At the sentencing hearing the following exchange took place between Thompson's counsel and the court.

MR. GARCIA: ... he has served forty
...
THE COURT: Forty-one ...
MR. GARCIA: ... one days on this charge, however, he also has an additional seventy actual days on the same facts, just under a different cause number which really comes to forty, plus seventy, that's a hundred and ten days that he would have actually served on this case.
THE COURT: He's got fifty on this one.
MR. GARCIA: He's got fifty on this one.
THE COURT: Fifty on this one, I was just informed by Ms. Journey.
MR. GARCIA: Okay.

(R. 202-203). From this point on, the trial court used the number fifty. There were no objections to this. Nor was there any evidence presented to rebut this number.
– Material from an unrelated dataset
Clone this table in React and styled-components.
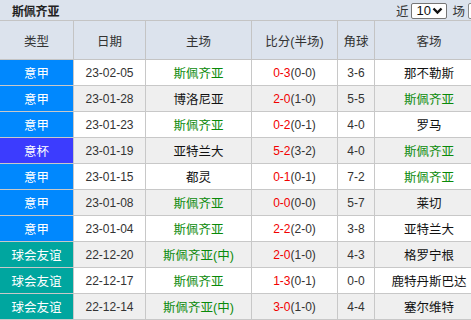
import React from 'react'
import styled, { createGlobalStyle } from 'styled-components'

const GlobalStyle = createGlobalStyle`
  body {
    margin: 0;
    overflow: hidden;
    background: #fff;
    font-family: "Liberation Sans", "Noto Sans CJK SC", sans-serif;
  }
`;

const TEAM = '斯佩齐亚';

const matches = [
  { type: '意甲', date: '23-02-05', home: '斯佩齐亚', ft: '0-3', ht: '0-0', corner: '3-6', away: '那不勒斯' },
  { type: '意甲', date: '23-01-28', home: '博洛尼亚', ft: '2-0', ht: '1-0', corner: '5-5', away: '斯佩齐亚' },
  { type: '意甲', date: '23-01-23', home: '斯佩齐亚', ft: '0-2', ht: '0-1', corner: '4-0', away: '罗马' },
  { type: '意杯', date: '23-01-19', home: '亚特兰大', ft: '5-2', ht: '3-2', corner: '4-0', away: '斯佩齐亚' },
  { type: '意甲', date: '23-01-15', home: '都灵', ft: '0-1', ht: '0-1', corner: '7-2', away: '斯佩齐亚' },
  { type: '意甲', date: '23-01-08', home: '斯佩齐亚', ft: '0-0', ht: '0-0', corner: '5-7', away: '莱切' },
  { type: '意甲', date: '23-01-04', home: '斯佩齐亚', ft: '2-2', ht: '2-0', corner: '3-8', away: '亚特兰大' },
  { type: '球会友谊', date: '22-12-20', home: '斯佩齐亚(中)', ft: '2-0', ht: '1-0', corner: '4-3', away: '格罗宁根' },
  { type: '球会友谊', date: '22-12-17', home: '斯佩齐亚', ft: '1-3', ht: '0-1', corner: '0-0', away: '鹿特丹斯巴达' },
  { type: '球会友谊', date: '22-12-14', home: '斯佩齐亚(中)', ft: '3-0', ht: '1-0', corner: '4-4', away: '塞尔维特' },
];

const leagueColors = {
  '意甲': '#0088fe',
  '意杯': '#3c3cfe',
  '球会友谊': '#00a69f',
};

function App() {
  return (
    <>
      <GlobalStyle />
      <Wrapper>
        <TopBar>
          <Title>{TEAM}</Title>
          <Filter>
            <Word>近</Word>
            <FakeSelect>
              10
              <svg width="11" height="8" viewBox="0 0 11 8">
                <path d="M1.5 1.5 L5.5 5.5 L9.5 1.5" fill="none" stroke="#111" strokeWidth="2.4" />
              </svg>
            </FakeSelect>
            <Word $gap={5}>场</Word>
            <CutBox />
          </Filter>
        </TopBar>
        <Grid>
          {['类型', '日期', '主场', '比分(半场)', '角球', '客场'].map((h) => (
            <HeadCell key={h}>{h}</HeadCell>
          ))}
          {matches.map((m, i) => (
            <React.Fragment key={m.date}>
              <TypeCell $bg={leagueColors[m.type]}>{m.type}</TypeCell>
              <Cell $alt={i % 2 === 1}>{m.date}</Cell>
              <Cell $alt={i % 2 === 1} $team $us={m.home.startsWith(TEAM)}>{m.home}</Cell>
              <Cell $alt={i % 2 === 1}>
                <Full>{m.ft}</Full>({m.ht})
              </Cell>
              <Cell $alt={i % 2 === 1}>{m.corner}</Cell>
              <Cell $alt={i % 2 === 1} $team $us={m.away.startsWith(TEAM)}>{m.away}</Cell>
            </React.Fragment>
          ))}
        </Grid>
      </Wrapper>
    </>
  );
}

const Wrapper = styled.div`
  width: 484px;
  background: #dce3ed;
`;

const TopBar = styled.div`
  height: 20px;
  display: flex;
  align-items: center;
  justify-content: space-between;
  padding-left: 12px;
  border-bottom: 1px solid #c4c4c4;
`;

const Title = styled.div`
  font-family: "Noto Sans CJK SC", sans-serif;
  font-weight: 700;
  font-size: 12px;
  color: #222;
  letter-spacing: -0.2px;
`;

const Filter = styled.div`
  display: flex;
  align-items: center;
  font-family: "Noto Sans CJK SC", sans-serif;
  font-size: 12.5px;
  color: #333;
`;

const Word = styled.span`
  margin: 0 3px 0 ${(p) => p.$gap || 0}px;
`;

const FakeSelect = styled.div`
  box-sizing: border-box;
  width: 36px;
  height: 16px;
  margin-top: 1px;
  border: 1px solid #767676;
  border-radius: 2px;
  background: #fff;
  display: flex;
  align-items: center;
  justify-content: space-between;
  padding: 0 3px 0 4px;
  font-family: "Liberation Sans", sans-serif;
  font-size: 13px;
  color: #111;
`;

const CutBox = styled.div`
  width: 16px;
  height: 16px;
  margin-top: 1px;
  box-sizing: border-box;
  border: 1px solid #8a8a8a;
  border-radius: 2px;
  background: #fff;
`;

const Grid = styled.div`
  display: grid;
  grid-template-columns: 74px 72px 106px 86px 37px 109px;
  grid-template-rows: 39px;
  grid-auto-rows: 26px;
`;

const HeadCell = styled.div`
  display: flex;
  align-items: center;
  justify-content: center;
  border-right: 1px solid #c4c4c4;
  border-bottom: 1px solid #c4c4c4;
  background: #dce3ed;
  font-family: "Liberation Sans", "Noto Sans CJK SC", sans-serif;
  font-size: 12.5px;
  color: #333;
`;

const Cell = styled.div`
  display: flex;
  align-items: center;
  justify-content: center;
  border-right: 1px solid #c8c8c8;
  border-bottom: 1px solid #c8c8c8;
  background: ${(p) => (p.$alt ? '#efefef' : '#fff')};
  font-family: "Liberation Sans", "Noto Sans CJK SC", sans-serif;
  font-size: 12px;
  color: ${(p) => (p.$us ? '#0a8a0a' : p.$team ? '#111' : '#333')};
  white-space: nowrap;
  ${(p) => p.$team && 'font-size: 12.5px;'}
`;

const TypeCell = styled(Cell)`
  background: ${(p) => p.$bg};
  color: #fff;
  font-size: 12.5px;
`;

const Full = styled.span`
  color: #f20000;
`;

export default App;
"It is Appellant's duty to present an adequate record clearly showing the alleged error. Where he fails to do so, the issue is deemed waived." Jackson v. State, 496 N.E.2d 32, 33 (Ind.1986) (citation omitted). Because Thompson has failed to present us with sufficient information to determine the credit he should receive for time served, he has waived the issue.

CONCLUSION

Based on the foregoing, we conclude that the trial court erred in convicting Thompson of sexual battery as a lesser-included offense of rape. We also conclude that the trial court did not err in giving Thompson fifty credit days for time served.

Reversed and remanded.

SHARPNACK, J., and NAJAM, J., concur.

NOTES

[1] We note that our reversal of Thompson's conviction makes the issue of sentencing moot. However, in the event that this issue comes before the trial court again, we would like to address it at this time.